The runway unfolded like a theatrical pageant. Traditional Sardinian garments, such as busti (corsets), grembiuli (aprons), coroncine (little flower crowns), and cuffie (bonnets) embroidered in Sennori, Oliena, Nuoro, walked beside garments recalling Bloomsbury’s intellectual salons. The show played out as a métissage, a cultural cross-pollination where folk heritage, literature, cinema and modern tailoring collide. Marras insists these pieces were “too beautiful to be altered,” and instead presented them as fragments of a living archive, stitched directly into the present.
The clothes themselves told the story of arrivals and departures. Palettes drifted from whispering lilacs to cadmium shocks of pink, gold, violet, chocolate and plum, dusted with bronze, sand and copper, anchored by a faded black. Patterns married beautifully in contrasts: checks against stripes, jacquards beside damasks, polka dots colliding with pinstripes and chevrons. Flowers spilled everywhere – scattered, gathered, embroidered – sometimes like bouquets, sometimes like paint splashes.
Silhouettes refused singularity. Sweeping gowns swirled with ruffles and draping worthy of Gloria Swanson; men’s robes evoked Hercule Poirot’s composed elegance. Tailored suits brushed against cocktail dresses, pyjama sets slipped into eveningwear. Knitwear mimicked embroidery, leather disrupted lace, and hand-embroidered pieces blurred like watercolours – just like the dozens of sketches pictured in the show notes. Men and women wore the same fabrics, reinterpreted in divergent ways and collapsing the rules of gendered dressing – which is at the heart of Marras’ vision.

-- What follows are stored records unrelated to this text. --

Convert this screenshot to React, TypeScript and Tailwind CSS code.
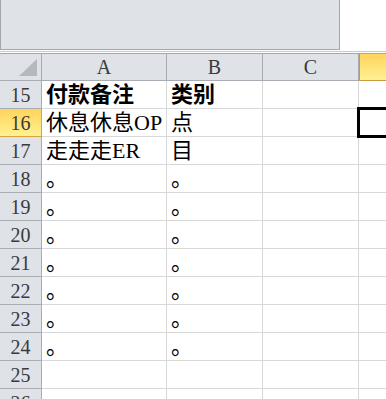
import React from "react";

const rows: { n: number; a: string; b: string; bold?: boolean }[] = [
  { n: 15, a: "付款备注", b: "类别", bold: true },
  { n: 16, a: "休息休息OP", b: "点" },
  { n: 17, a: "走走走ER", b: "目" },
  { n: 18, a: "。", b: "。" },
  { n: 19, a: "。", b: "。" },
  { n: 20, a: "。", b: "。" },
  { n: 21, a: "。", b: "。" },
  { n: 22, a: "。", b: "。" },
  { n: 23, a: "。", b: "。" },
  { n: 24, a: "。", b: "。" },
  { n: 25, a: "", b: "" },
  { n: 26, a: "", b: "" },
];

const cellFont = { fontFamily: '"Liberation Serif", "Noto Sans CJK SC", serif' };

export default function App() {
  return (
    <div className="relative w-[386px] h-[399px] overflow-hidden bg-white" style={{ fontFamily: '"Liberation Serif", serif' }}>
      {/* top ribbon area */}
      <div className="flex h-[50px]">
        <div className="w-[340px] h-[50px] bg-[#dfe2e7] border-l border-r border-b border-[#a3a7ad]" />
        <div className="flex-1 bg-white" />
      </div>
      <div className="h-[1px] bg-white" />
      <div className="h-[1px] bg-[#c5cad3]" />
      <div className="h-[1px] bg-white" />

      {/* column header */}
      <div className="grid grid-cols-[42px_125px_96px_96px_1fr] h-[28px] border-t border-[#a4a8ae] bg-[#dfe2e7] text-[20px] text-[#3a3a3a]">
        <div className="relative border-r border-b border-[#a9adb3]">
          <svg className="absolute left-[18px] top-[5px]" width="20" height="18" viewBox="0 0 20 18">
            <polygon points="19,0 19,17 1,17" fill="#b5b9bf" />
          </svg>
        </div>
        <div className="flex items-center justify-center border-r border-b border-[#a9adb3] leading-none">A</div>
        <div className="flex items-center justify-center border-r border-b border-[#a9adb3] leading-none">B</div>
        <div className="flex items-center justify-center border-r border-b border-[#a9adb3] leading-none">C</div>
        <div className="bg-gradient-to-b from-[#ffd45a] to-[#fff192] border-b border-l border-[#c89a3e]" />
      </div>

      {rows.map((r) => (
        <div key={r.n} className="grid grid-cols-[42px_125px_96px_96px_1fr] h-[28px]">
          <div
            className={
              r.n === 16
                ? "flex items-center justify-center bg-gradient-to-b from-[#ffd45a] to-[#fff192] border-r border-b border-[#d9a440] text-[20px] text-[#3a3a3a] leading-none"
                : "flex items-center justify-center bg-[#dfe2e7] border-r border-b border-[#a9adb3] text-[20px] text-[#3a3a3a] leading-none"
            }
          >
            {r.n}
          </div>
          <div
            className={"border-r border-b border-[#d8d8d8] pl-[4px] text-[22px] leading-[27px] text-black whitespace-nowrap overflow-hidden " + (r.bold ? "font-bold" : "")}
            style={cellFont}
          >
            {r.a}
          </div>
          <div
            className={"border-r border-b border-[#d8d8d8] pl-[4px] text-[22px] leading-[27px] text-black whitespace-nowrap overflow-hidden " + (r.bold ? "font-bold" : "")}
            style={cellFont}
          >
            {r.b}
          </div>
          <div className="border-r border-b border-[#d8d8d8]" />
          <div className="relative border-b border-[#d8d8d8]">
            {r.n === 16 && (
              <div className="absolute -left-[2px] -top-[2px] w-[100px] h-[31px] border-[3px] border-black" />
            )}
          </div>
        </div>
      ))}
    </div>
  );
}
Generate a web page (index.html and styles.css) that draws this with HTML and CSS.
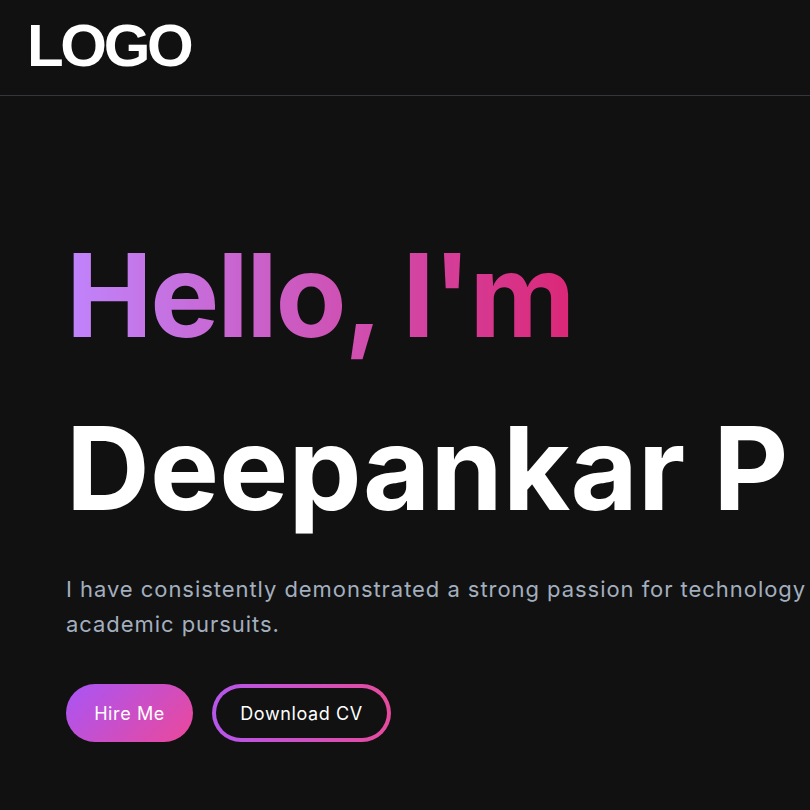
FILE: index.html
```html
<!DOCTYPE html>
<html lang="en">
<head>
<meta charset="utf-8">
<title>Deepankar P</title>
<link rel="stylesheet" href="styles.css">
</head>
<body>
<header class="site-header">
  <div class="logo">LOGO</div>
</header>
<main class="hero">
  <h1 class="hero-title">
    <span class="greeting">Hello, I'm</span>
    <span class="name">Deepankar P</span>
  </h1>
  <p class="hero-text">I have consistently demonstrated a strong passion for technology and excellence in my<br>academic pursuits.</p>
  <div class="actions">
    <a class="btn btn-primary" href="#">Hire Me</a>
    <a class="btn btn-outline" href="#"><span class="btn-inner">Download CV</span></a>
  </div>
</main>
</body>
</html>
```

FILE: styles.css
```css
html, body {
  margin: 0;
  padding: 0;
  background: #111111;
  overflow-x: hidden;
}

body {
  font-family: "Inter", "Noto Sans", sans-serif;
  color: #ffffff;
}

.site-header {
  height: 95px;
  display: flex;
  align-items: center;
  padding: 0 27px;
  border-bottom: 1px solid #38343f;
}

.logo {
  font-family: "Liberation Sans", Arial, sans-serif;
  font-weight: 700;
  font-size: 60px;
  letter-spacing: -0.055em;
  line-height: 1;
  color: #ffffff;
  margin-top: -3px;
}

.hero {
  padding: 113px 66px 60px;
}

.hero-title {
  margin: 0;
  font-weight: 700;
  font-size: 116px;
  line-height: 1.49;
  white-space: nowrap;
}

.greeting {
  display: block;
  letter-spacing: -2.3px;
  background: linear-gradient(to right, #c084fc, #db2777);
  -webkit-background-clip: text;
  background-clip: text;
  color: transparent;
  width: max-content;
}

.name {
  display: block;
  letter-spacing: 0.2px;
  color: #ffffff;
}

.hero-text {
  margin: 17px 0 0;
  font-size: 22px;
  line-height: 1.625;
  letter-spacing: 0.95px;
  color: #a3afbf;
  white-space: nowrap;
}

.actions {
  display: flex;
  gap: 19px;
  margin-top: 41px;
}

.btn {
  display: inline-flex;
  align-items: center;
  justify-content: center;
  height: 58px;
  box-sizing: border-box;
  border-radius: 999px;
  font-size: 18px;
  letter-spacing: 0.6px;
  color: #ffffff;
  text-decoration: none;
}

.btn-primary {
  width: 127px;
  background: linear-gradient(135deg, #a855f7, #ec4899);
}

.btn-outline {
  width: 179px;
  padding: 4px;
  background: linear-gradient(to right, #b556ec, #e64b9c);
}

.btn-inner {
  flex: 1;
  height: 100%;
  display: flex;
  align-items: center;
  justify-content: center;
  border-radius: 999px;
  background: #111111;
}
```
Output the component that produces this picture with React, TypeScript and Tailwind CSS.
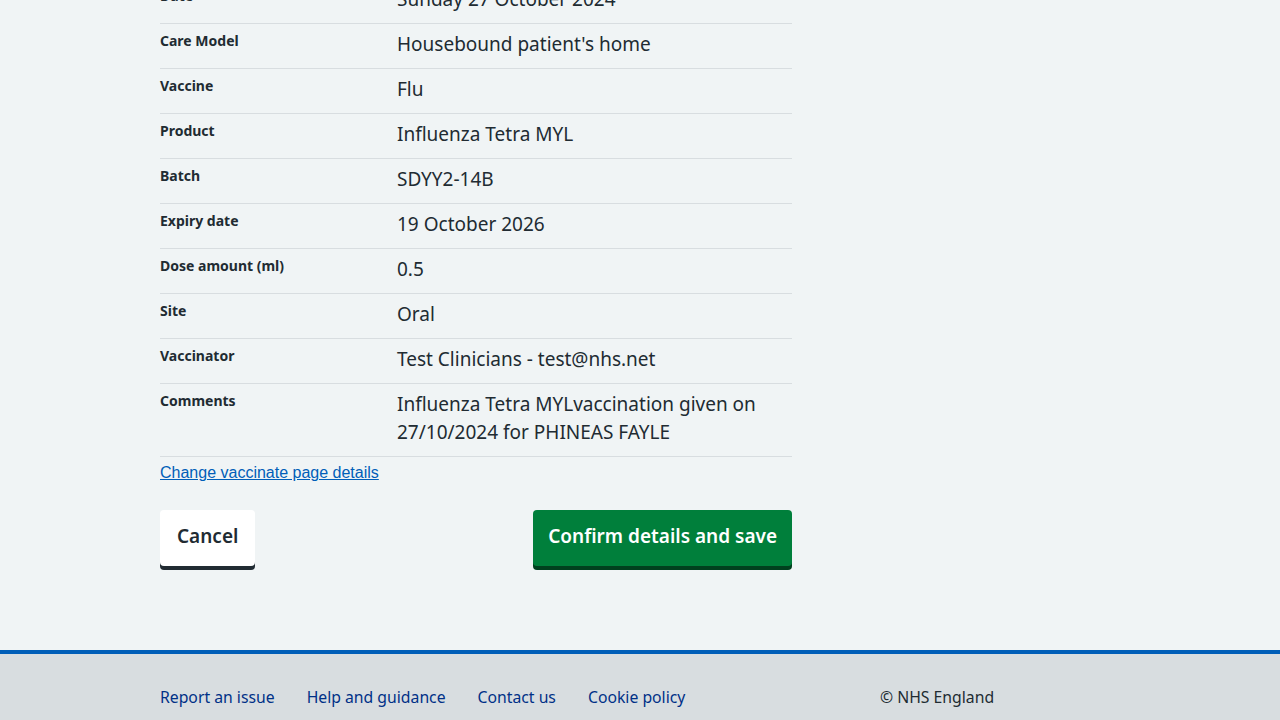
const rows: { label: string; value: string[] }[] = [
  { label: "Date", value: ["Sunday 27 October 2024"] },
  { label: "Care Model", value: ["Housebound patient's home"] },
  { label: "Vaccine", value: ["Flu"] },
  { label: "Product", value: ["Influenza Tetra MYL"] },
  { label: "Batch", value: ["SDYY2-14B"] },
  { label: "Expiry date", value: ["19 October 2026"] },
  { label: "Dose amount (ml)", value: ["0.5"] },
  { label: "Site", value: ["Oral"] },
  { label: "Vaccinator", value: ["Test Clinicians - test@nhs.net"] },
  {
    label: "Comments",
    value: ["Influenza Tetra MYLvaccination given on", "27/10/2024 for PHINEAS FAYLE"],
  },
];

const footerLinks = ["Report an issue", "Help and guidance", "Contact us", "Cookie policy"];

export default function App() {
  return (
    <div className="h-[720px] overflow-hidden bg-[#f0f4f5] text-[#212b32] font-['Noto_Sans',sans-serif]">
      <main className="w-[960px] mx-auto -mt-[21px]">
        <div className="w-[632px]">
          <dl>
            {rows.map((row) => (
              <div key={row.label} className="flex pt-[7px] pb-[9px] border-b border-[#d8dde0]">
                <dt className="w-[237px] shrink-0 text-[14px] leading-5 font-bold">{row.label}</dt>
                <dd className="-mt-px pb-px text-[19px] leading-[28px]">
                  {row.value.map((line) => (
                    <div key={line}>{line}</div>
                  ))}
                </dd>
              </div>
            ))}
          </dl>

          <a
            href="#"
            className="block mt-[6px] text-[16px] leading-[20px] text-[#005eb8] underline font-['Liberation_Sans',Arial,sans-serif]"
          >
            Change vaccinate page details
          </a>

          <div className="flex justify-between mt-[27px]">
            <button className="h-[56px] px-[17px] pb-[3px] bg-white rounded-[4px] text-[19px] font-semibold text-[#212b32] shadow-[0_4px_0_#212b32]">
              Cancel
            </button>
            <button className="h-[56px] px-[15px] pb-[3px] bg-[#007f3b] rounded-[4px] text-[19px] font-semibold text-white shadow-[0_4px_0_#00401e]">
              Confirm details and save
            </button>
          </div>
        </div>
      </main>

      <footer className="mt-[84px] border-t-4 border-[#005eb8] bg-[#d8dde0] h-[200px]">
        <div className="w-[960px] mx-auto pt-[31px] grid grid-cols-[720px_240px] text-[15.75px] leading-6">
          <ul className="flex gap-8">
            {footerLinks.map((l) => (
              <li key={l}>
                <a href="#" className="text-[#003087]">
                  {l}
                </a>
              </li>
            ))}
          </ul>
          <p className="text-[#212b32]">© NHS England</p>
        </div>
      </footer>
    </div>
  );
}
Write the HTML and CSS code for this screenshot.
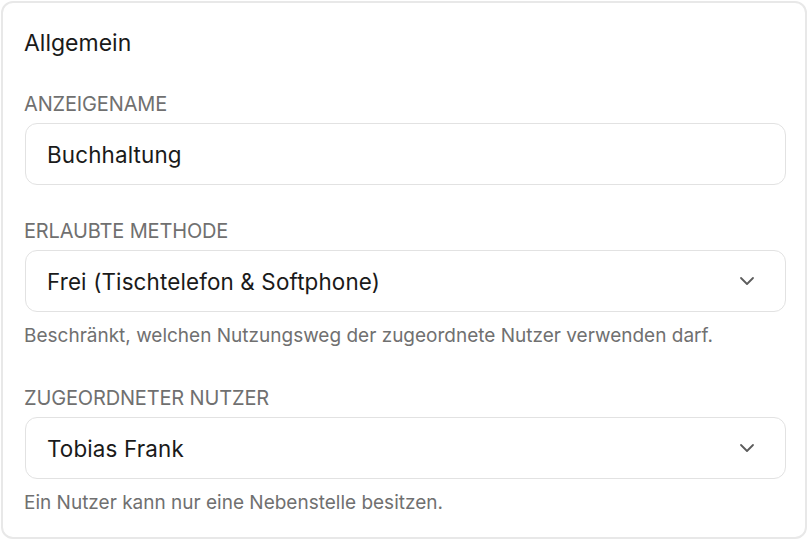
FILE: index.html
```html
<!DOCTYPE html>
<html lang="de">
<head>
<meta charset="utf-8">
<link rel="stylesheet" href="styles.css">
</head>
<body>
<section class="card">
  <h2 class="title">Allgemein</h2>
  <div class="field first">
    <label class="label">ANZEIGENAME</label>
    <div class="control"><span class="value">Buchhaltung</span></div>
  </div>
  <div class="field second">
    <label class="label">ERLAUBTE METHODE</label>
    <div class="control"><span class="value">Frei (Tischtelefon &amp; Softphone)</span>
      <svg class="chev" width="16" height="10" viewBox="0 0 16 10"><path d="M2 2 L8 8 L14 2" fill="none" stroke="#5c5c5c" stroke-width="1.8" stroke-linecap="round" stroke-linejoin="round"/></svg>
    </div>
    <p class="help">Beschränkt, welchen Nutzungsweg der zugeordnete Nutzer verwenden darf.</p>
  </div>
  <div class="field third">
    <label class="label">ZUGEORDNETER NUTZER</label>
    <div class="control"><span class="value">Tobias Frank</span>
      <svg class="chev" width="16" height="10" viewBox="0 0 16 10"><path d="M2 2 L8 8 L14 2" fill="none" stroke="#5c5c5c" stroke-width="1.8" stroke-linecap="round" stroke-linejoin="round"/></svg>
    </div>
    <p class="help">Ein Nutzer kann nur eine Nebenstelle besitzen.</p>
  </div>
</section>
</body>
</html>
```
FILE: styles.css
```css
html, body { margin: 0; padding: 0; background: #ffffff; }
body { padding: 1px; font-family: Inter, "Noto Sans", sans-serif; }
.card {
  box-sizing: border-box;
  width: 806px;
  height: 538px;
  border: 2px solid #e8e8e8;
  border-radius: 12px;
  padding: 26px 19px 0 21px;
  background: #fff;
}
.title {
  margin: 0;
  font-size: 23px;
  font-weight: 400;
  color: #1a1a1a;
  line-height: 28px;
}
.field { display: flex; flex-direction: column; }
.field.first { margin-top: 35px; }
.field.second { margin-top: 34px; }
.field.third { margin-top: 38px; }
.label {
  font-size: 20px;
  color: #707070;
  line-height: 24px;
  margin-bottom: 7px;
  letter-spacing: -0.15px;
}
.control {
  box-sizing: border-box;
  height: 62px;
  margin-left: 1px;
  border: 1.5px solid #e2e2e2;
  border-radius: 12px;
  display: flex;
  align-items: center;
  justify-content: space-between;
  padding: 0 30px 0 21px;
}
.value { font-size: 22.4px; color: #1a1a1a; letter-spacing: 0.15px; }
.help {
  margin: 12px 0 0 0;
  font-size: 19px;
  line-height: 24px;
  color: #707070;
  letter-spacing: 0;
}
```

The collection is about overlapping references, short circuits between Hollywood glamour, Bloomsbury’s radical intimacy, and Sardinian festivity. Marras creates a handwriting that is deeply his own, rejecting uniformity for a kind of deliberate polyphony. In this ‘travel journal,’ beauty belongs to everyone – to those who stay, those who leave, those who simply pass through.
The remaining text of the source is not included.